Agatha Christie fez de seu detetive belga, Hercule Poirot, um dos maiores personagens do romance policial. Baixinho, com um indefectível bigode e sempre orgulhoso de suas pequenas células cinzentas, Poirot é até hoje a criação mais popular da autora britânica, tendo protagonizado sua própria série de Tv pela ITV, estrelado por David Suchet entre 1989 e 2013. Além de sua excentricidade e elegância europeias, Poirot é meticuloso em sua abordagem e nem um pouco modesto de sua capacidade dedutiva, comparável a Sherlock Homes. Tanto um quanto o outro dividem preferências, carregam uma legião de admiradores e estão no mesmo pódio entre os maiores investigadores da literatura.
Seu modus operandi analisa psicologicamente os suspeitos e deduz detalhes com um olhar clínico de admirável precisão.

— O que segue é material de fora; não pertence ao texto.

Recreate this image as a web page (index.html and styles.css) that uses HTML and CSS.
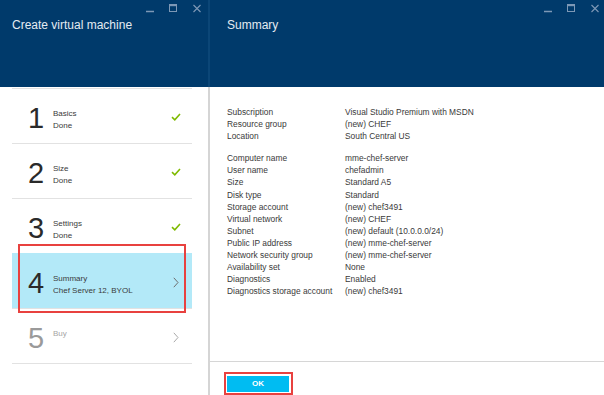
FILE: index.html
```html
<!DOCTYPE html>
<html>
<head>
<meta charset="utf-8">
<link rel="stylesheet" href="styles.css">
</head>
<body>
<div class="app">
  <section class="blade blade-left">
    <header class="blade-head">
      <div class="controls">
        <svg width="56" height="10" viewBox="0 0 56 10">
          <line x1="0" y1="8.5" x2="8" y2="8.5" stroke="#7d98b6" stroke-width="1.5"/>
          <rect x="23.5" y="1.5" width="7" height="7" fill="none" stroke="#7d98b6" stroke-width="1"/>
          <rect x="23" y="1" width="8" height="2.2" fill="#7d98b6"/>
          <path d="M47.5 2 L54.5 9 M54.5 2 L47.5 9" stroke="#7d98b6" stroke-width="1.1" fill="none"/>
        </svg>
      </div>
      <h1 class="blade-title">Create virtual machine</h1>
    </header>
    <div class="blade-body left-body">
      <ul class="steps">
        <li class="step">
          <span class="num">1</span>
          <div class="labels"><div>Basics</div><div>Done</div></div>
          <svg class="icon check" width="10" height="8" viewBox="0 0 10 8"><path d="M1 4.2 L3.8 6.8 L9 1" fill="none" stroke="#7fba00" stroke-width="1.6"/></svg>
        </li>
        <li class="step">
          <span class="num">2</span>
          <div class="labels"><div>Size</div><div>Done</div></div>
          <svg class="icon check" width="10" height="8" viewBox="0 0 10 8"><path d="M1 4.2 L3.8 6.8 L9 1" fill="none" stroke="#7fba00" stroke-width="1.6"/></svg>
        </li>
        <li class="step">
          <span class="num">3</span>
          <div class="labels"><div>Settings</div><div>Done</div></div>
          <svg class="icon check" width="10" height="8" viewBox="0 0 10 8"><path d="M1 4.2 L3.8 6.8 L9 1" fill="none" stroke="#7fba00" stroke-width="1.6"/></svg>
        </li>
        <li class="step active">
          <span class="num">4</span>
          <div class="labels"><div>Summary</div><div>Chef Server 12, BYOL</div></div>
          <svg class="icon chev" width="6" height="11" viewBox="0 0 6 11"><path d="M0.8 0.8 L5 5.5 L0.8 10.2" fill="none" stroke="#6d6d6d" stroke-width="1"/></svg>
        </li>
        <li class="step disabled">
          <span class="num">5</span>
          <div class="labels"><div>Buy</div><div>&nbsp;</div></div>
          <svg class="icon chev" width="6" height="11" viewBox="0 0 6 11"><path d="M0.8 0.8 L5 5.5 L0.8 10.2" fill="none" stroke="#a8a8a8" stroke-width="1"/></svg>
        </li>
      </ul>
    </div>
  </section>
  <section class="blade blade-right">
    <header class="blade-head">
      <div class="controls">
        <svg width="56" height="10" viewBox="0 0 56 10">
          <line x1="0" y1="8.5" x2="8" y2="8.5" stroke="#7d98b6" stroke-width="1.5"/>
          <rect x="23.5" y="1.5" width="7" height="7" fill="none" stroke="#7d98b6" stroke-width="1"/>
          <rect x="23" y="1" width="8" height="2.2" fill="#7d98b6"/>
          <path d="M47.5 2 L54.5 9 M54.5 2 L47.5 9" stroke="#7d98b6" stroke-width="1.1" fill="none"/>
        </svg>
      </div>
      <h1 class="blade-title">Summary</h1>
    </header>
    <div class="blade-body right-body">
      <div class="summary">
        <dl class="group">
          <div class="row"><dt>Subscription</dt><dd>Visual Studio Premium with MSDN</dd></div>
          <div class="row"><dt>Resource group</dt><dd>(new) CHEF</dd></div>
          <div class="row"><dt>Location</dt><dd>South Central US</dd></div>
        </dl>
        <dl class="group">
          <div class="row"><dt>Computer name</dt><dd>mme-chef-server</dd></div>
          <div class="row"><dt>User name</dt><dd>chefadmin</dd></div>
          <div class="row"><dt>Size</dt><dd>Standard A5</dd></div>
          <div class="row"><dt>Disk type</dt><dd>Standard</dd></div>
          <div class="row"><dt>Storage account</dt><dd>(new) chef3491</dd></div>
          <div class="row"><dt>Virtual network</dt><dd>(new) CHEF</dd></div>
          <div class="row"><dt>Subnet</dt><dd>(new) default (10.0.0.0/24)</dd></div>
          <div class="row"><dt>Public IP address</dt><dd>(new) mme-chef-server</dd></div>
          <div class="row"><dt>Network security group</dt><dd>(new) mme-chef-server</dd></div>
          <div class="row"><dt>Availability set</dt><dd>None</dd></div>
          <div class="row"><dt>Diagnostics</dt><dd>Enabled</dd></div>
          <div class="row"><dt>Diagnostics storage account</dt><dd>(new) chef3491</dd></div>
        </dl>
      </div>
      <footer class="blade-foot">
        <div class="ok-frame"><button class="ok">OK</button></div>
      </footer>
    </div>
  </section>
</div>
</body>
</html>
```

FILE: styles.css
```css
* { box-sizing: border-box; }
html, body {
  margin: 0;
  padding: 0;
  background: #ffffff;
  font-family: "Segoe UI", "Liberation Sans", Arial, sans-serif;
}
.app {
  display: flex;
  width: 604px;
  height: 395px;
  overflow: hidden;
}
.blade {
  display: flex;
  flex-direction: column;
  height: 395px;
}
.blade-left { width: 210px; flex: none; }
.blade-right { flex: 1; }

.blade-head {
  height: 87px;
  flex: none;
  background: #003a6b;
  display: flex;
  flex-direction: column;
}
.blade-left .blade-head {
  border-right: 2px solid #0b4677;
  padding: 0 0 0 12px;
}
.blade-right .blade-head {
  padding: 0 0 0 17px;
}
.controls {
  display: flex;
  justify-content: flex-end;
  padding-top: 3px;
  height: 13px;
}
.blade-left .controls { padding-right: 6px; }
.blade-right .controls { padding-right: 4px; }
.controls svg { display: block; }
.blade-title {
  margin: 4px 0 0 0;
  font-size: 12px;
  line-height: 16px;
  font-weight: normal;
  color: #e4ebf2;
}

.blade-body { flex: 1; }
.left-body {
  border-right: 2px solid #d5d5d5;
  padding: 1px 16px 0 12px;
}
.steps {
  list-style: none;
  margin: 0;
  padding: 0;
  border-top: 1px solid #e2e2e2;
}
.step {
  display: flex;
  align-items: flex-start;
  height: 55px;
  border-bottom: 1px solid #e2e2e2;
  padding-left: 16px;
  color: #333333;
}
.step.active {
  background: #b3e9f8;
  margin-top: -1px;
  height: 56px;
  padding-top: 1px;
  position: relative;
}
.step.active::after {
  content: "";
  position: absolute;
  left: 6px;
  right: 6px;
  top: -9px;
  bottom: -5px;
  border: 2px solid #e8413f;
}
.num {
  width: 25px;
  flex: none;
  font-size: 29px;
  line-height: 29px;
  margin-top: 15px;
  color: #2a2a2a;
}
.labels {
  flex: 1;
  padding-top: 19px;
  font-size: 8px;
  line-height: 12px;
  color: #3a3a3a;
}
.icon { flex: none; display: block; }
.check { margin-top: 24px; margin-right: 11px; }
.chev { margin-top: 23px; margin-right: 13px; }
.step.disabled .num { color: #9a9a9a; }
.step.disabled .labels { color: #a5a5a5; }

.right-body {
  display: flex;
  flex-direction: column;
}
.summary {
  flex: 1;
  padding: 19px 0 0 17px;
}
.group { margin: 0 0 10px 0; }
.row {
  display: flex;
  font-size: 8.4px;
  line-height: 12.1px;
  color: #3a3a3a;
}
.row dt { width: 118px; flex: none; }
.row dd { margin: 0; }

.blade-foot {
  flex: none;
  height: 34px;
  border-top: 1px solid #d6d6d6;
  padding: 10px 0 0 14px;
}
.ok-frame {
  display: inline-block;
  border: 2px solid #e8413f;
  padding: 2px 2px 1px 1px;
}
.ok {
  display: block;
  width: 62px;
  height: 16px;
  border: none;
  background: #00bcf2;
  color: #ffffff;
  font-family: "Segoe UI", "Liberation Sans", Arial, sans-serif;
  font-size: 8px;
  font-weight: bold;
  padding: 0;
  line-height: 16px;
  text-align: center;
}
```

Sua baixa estatura contrasta com seu ego, este bem adequado ao seu primeiro nome derivado do semi-deus da mitologia grega. Poirot sempre se demonstra orgulhoso de sua capacidade observadora. Todas essas características garantiram ao personagem um lugar de honra no imaginário dos amantes de histórias policiais.
Dois anos antes do falecimento de Agatha Christie, a autora autorizou a publicação de “Cai o Pano” (Curtain) em que o detetive belga morre em uma história escrita durante a Segunda Guerra Mundial e mantida em um cofre no banco durante décadas. Em Agosto de 1975, o renomado jornal New York Times publicou a morte do personagem na seção Obituário, marcando o fim de um ciclo no gênero que coroou Agatha como Rainha e fez de Poirot uma celebridade entre seus semelhantes.
Poirot protagonizou 39 livros, sendo 33 romances policiais além de contos diversos reunidos depois. Agatha criou outros detetives como a abelhuda Miss Marple e o investigador Parker Pyne, mas Poirot sem dúvida ocupa uma posição privilegiada no imaginário popular dos amantes do gênero. O primeiro Poirot do cinema foi o desconhecido Austin Trevor no filme “Alibi” (1931), adaptação de “O Assassinato de Roger Ackroyd”. Trevor retornou ao papel em “Black Coffee” (1931) e “Lord Edgware Dies” (1934). Tony Randall foi o segundo ator a interpretar Poirot em “The Alphabet Crimes” (1965), adaptação de “Os Crimes ABC”, que traz a curiosidade de ser o único encontro entre Poirot e Miss Marple (Margareth Rutherford). Em 1974, Albert Finney conquistou uma indicação ao Oscar por sua personificação de Poirot em “Assassinato no Expresso do Oriente”, chegando ainda a ganhar o BAFTA, o Oscar do cinema britânico. Seguidos vêm Peter Ustinov, David Suchet e agora Kenneth Branagh, que espera-se retorne para outras incursões nas telas, provando que ao menos para os fãs da narrativa policial, o crime deve compensar.